» Raw data
/---

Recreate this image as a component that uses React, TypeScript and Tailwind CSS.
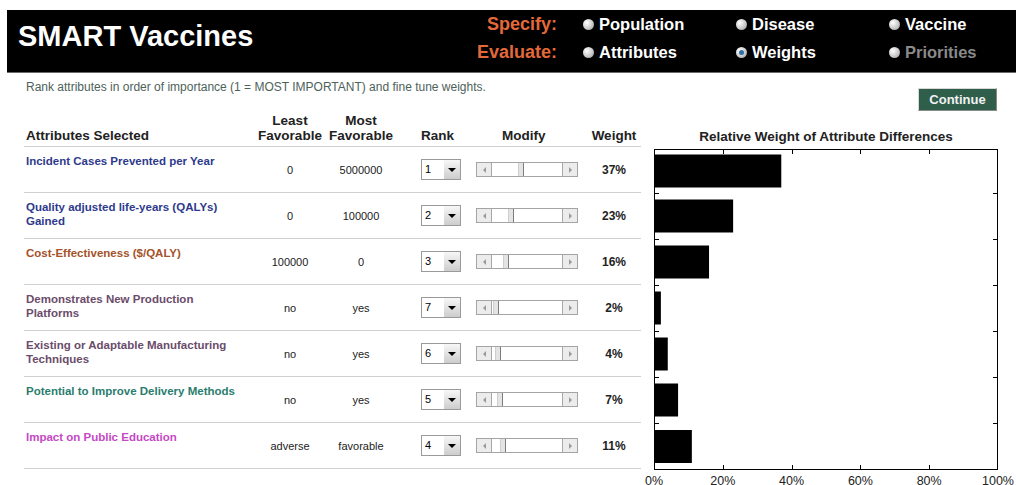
import React from 'react';

type Attr = {
  lines: string[];
  color: string;
  least: string;
  most: string;
  rank: number;
  weight: number;
};

const attributes: Attr[] = [
  { lines: ['Incident Cases Prevented per Year'], color: 'text-[#2e3a8c]', least: '0', most: '5000000', rank: 1, weight: 37 },
  { lines: ['Quality adjusted life-years (QALYs)', 'Gained'], color: 'text-[#2e3a8c]', least: '0', most: '100000', rank: 2, weight: 23 },
  { lines: ['Cost-Effectiveness ($/QALY)'], color: 'text-[#a4532a]', least: '100000', most: '0', rank: 3, weight: 16 },
  { lines: ['Demonstrates New Production', 'Platforms'], color: 'text-[#6b4c6b]', least: 'no', most: 'yes', rank: 7, weight: 2 },
  { lines: ['Existing or Adaptable Manufacturing', 'Techniques'], color: 'text-[#6b4c6b]', least: 'no', most: 'yes', rank: 6, weight: 4 },
  { lines: ['Potential to Improve Delivery Methods'], color: 'text-[#2a7d6e]', least: 'no', most: 'yes', rank: 5, weight: 7 },
  { lines: ['Impact on Public Education'], color: 'text-[#c548c5]', least: 'adverse', most: 'favorable', rank: 4, weight: 11 },
];

const Radio = ({ label, checked, dim }: { label: string; checked?: boolean; dim?: boolean }) => (
  <div className="ml-[26px] flex items-center gap-[5px]">
    <span className="flex h-[11px] w-[11px] items-center justify-center rounded-full bg-[radial-gradient(circle_at_35%_35%,#ffffff,#c4c4c4_60%,#8c8c8c)]">
      {checked && <span className="h-[5px] w-[5px] rounded-full bg-[#2c6ea6]" />}
    </span>
    <span className={dim ? 'text-[#8a8a8a]' : 'text-white'}>{label}</span>
  </div>
);

const RankSelect = ({ value }: { value: number }) => (
  <div className="flex h-[21px] w-[40px] border border-[#9a9a9a] bg-white">
    <span className="flex-1 pl-[3px] text-[11px] leading-[19px] text-black">{value}</span>
    <span className="flex w-[16px] items-center justify-center bg-gradient-to-b from-[#f7f7f7] to-[#cdcdcd]">
      <span className="h-0 w-0 border-x-[4px] border-t-[4px] border-x-transparent border-t-black" />
    </span>
  </div>
);

const WeightSlider = ({ value }: { value: number }) => (
  <div className="flex h-[15px] w-[102px] border border-[#a4a4a4] bg-white">
    <div className="flex w-[15px] items-center justify-center border-r border-[#a8a8a8] bg-[#ececec]">
      <span className="h-0 w-0 border-y-[3px] border-r-[3px] border-y-transparent border-r-[#9a9a9a]" />
    </div>
    <div className="relative flex-1">
      {/* thumb sits over the track at the weight */}
      <div
        className="absolute top-0 bottom-0 w-[6px] border-r border-l border-r-[#7c7c7c] border-l-[#cfcfcf] bg-[#e4e4e4]"
        style={{ left: `${value * 0.7}px` }}
      />
    </div>
    <div className="flex w-[15px] items-center justify-center border-l border-[#a8a8a8] bg-[#ececec]">
      <span className="h-0 w-0 border-y-[3px] border-l-[3px] border-y-transparent border-l-[#9a9a9a]" />
    </div>
  </div>
);

// band edges in chart coordinates, lined up with the table rows
const bands = [2, 46, 92, 138, 184, 230, 276, 323];
const X0 = 13;
const X1 = 357;

const WeightChart = () => {
  const span = X1 - X0;
  return (
    <svg width={375} height={339} className="block">
      {attributes.map((a, i) => {
        const mid = (bands[i] + bands[i + 1]) / 2;
        return <rect key={i} x={X0} y={mid - 16.5} width={(a.weight / 100) * span} height={33} fill="#000" />;
      })}
      <rect x={X0 + 0.5} y={2.5} width={span - 1} height={320} fill="none" stroke="#000" strokeWidth={1} />
      {[1, 2, 3, 4].map((k) => {
        const x = Math.round(X0 + (k * span) / 5) + 0.5;
        return (
          <g key={k}>
            <line x1={x} y1={3} x2={x} y2={7} stroke="#000" />
            <line x1={x} y1={322} x2={x} y2={318} stroke="#000" />
          </g>
        );
      })}
      {bands.slice(1, -1).map((y) => (
        <g key={y}>
          <line x1={X0} y1={y + 0.5} x2={X0 + 5} y2={y + 0.5} stroke="#000" />
          <line x1={X1} y1={y + 0.5} x2={X1 - 5} y2={y + 0.5} stroke="#000" />
        </g>
      ))}
      {[0, 20, 40, 60, 80, 100].map((p) => (
        <text
          key={p}
          x={X0 + (p / 100) * span}
          y={338}
          textAnchor="middle"
          fontSize={12.5}
          fill="#222"
          fontFamily="'Liberation Sans', Arial, sans-serif"
        >
          {p}%
        </text>
      ))}
    </svg>
  );
};

export default function App() {
  return (
    <div className="min-h-[485px] bg-white pt-[10px] pl-[7px] font-['Liberation_Sans',Arial,sans-serif] text-[#222]">
      <header className="flex h-[63px] border-b border-[#6a6a6a] bg-black">
        <div className="w-[453px] pt-[10px] pl-[11px] text-[29px] leading-[33px] font-bold text-white">SMART Vaccines</div>
        <div className="grid grid-cols-[97px_153px_153px_140px] grid-rows-[28px_28px] items-center text-[16.5px] leading-[28px] font-bold">
          <span className="text-right text-[18px] text-[#e4693a]">Specify:</span>
          <Radio label="Population" />
          <Radio label="Disease" />
          <Radio label="Vaccine" />
          <span className="text-right text-[18px] text-[#e4693a]">Evaluate:</span>
          <Radio label="Attributes" />
          <Radio label="Weights" checked />
          <Radio label="Priorities" dim />
        </div>
      </header>

      <div className="flex items-start justify-between pt-[7px] pr-[19px] pl-[19px]">
        <p className="text-[12px] leading-[14px] text-[#4d6259]">
          Rank attributes in order of importance (1 = MOST IMPORTANT) and fine tune weights.
        </p>
        <button className="mt-[8px] h-[23px] w-[79px] border border-t-[#d8d8d8] border-l-[#d8d8d8] border-r-[#8a8a8a] border-b-[#8a8a8a] bg-[#2f5e4b] text-[13px] leading-[20px] font-bold text-[#f2f2f2]">
          Continue
        </button>
      </div>

      <div className="flex pl-[17px]">
        <div className="w-[617px]">
          <div className="flex h-[36px] items-end border-b border-[#d0d0d0] pb-[3px] text-[13.5px] leading-[15px] font-bold">
            <div className="w-[231px] pl-[2px]">Attributes Selected</div>
            <div className="w-[70px] text-center">
              Least
              <br />
              Favorable
            </div>
            <div className="w-[72px] text-center">
              Most
              <br />
              Favorable
            </div>
            <div className="w-[66px] pl-[24px]">Rank</div>
            <div className="w-[128px] pl-[39px]">Modify</div>
            <div className="w-[46px] text-center">Weight</div>
          </div>
          {attributes.map((a) => (
            <div key={a.lines[0]} className="flex h-[46px] border-b border-[#d0d0d0]">
              <div className={`w-[231px] pt-[8px] pl-[2px] text-[11.5px] leading-[13.5px] font-bold ${a.color}`}>
                {a.lines.map((l) => (
                  <div key={l}>{l}</div>
                ))}
              </div>
              <div className="flex w-[70px] items-center justify-center pt-[2px] text-[11px]">{a.least}</div>
              <div className="flex w-[72px] items-center justify-center pt-[2px] text-[11px]">{a.most}</div>
              <div className="flex w-[66px] items-center pl-[24px]">
                <RankSelect value={a.rank} />
              </div>
              <div className="flex w-[128px] items-center pl-[13px]">
                <WeightSlider value={a.weight} />
              </div>
              <div className="flex w-[46px] items-center justify-center text-[12px] font-bold">{a.weight}%</div>
            </div>
          ))}
        </div>

        <div className="w-[375px]">
          <div className="flex h-[36px] items-end justify-center pr-[5px] pb-[3px] text-[13.5px] leading-[15px] font-bold">
            Relative Weight of Attribute Differences
          </div>
          <WeightChart />
        </div>
      </div>
    </div>
  );
}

\---

Copy all lines from the data that hold the word "React".

Recreate this image as a component that uses React, TypeScript and Tailwind CSS.
import React from 'react';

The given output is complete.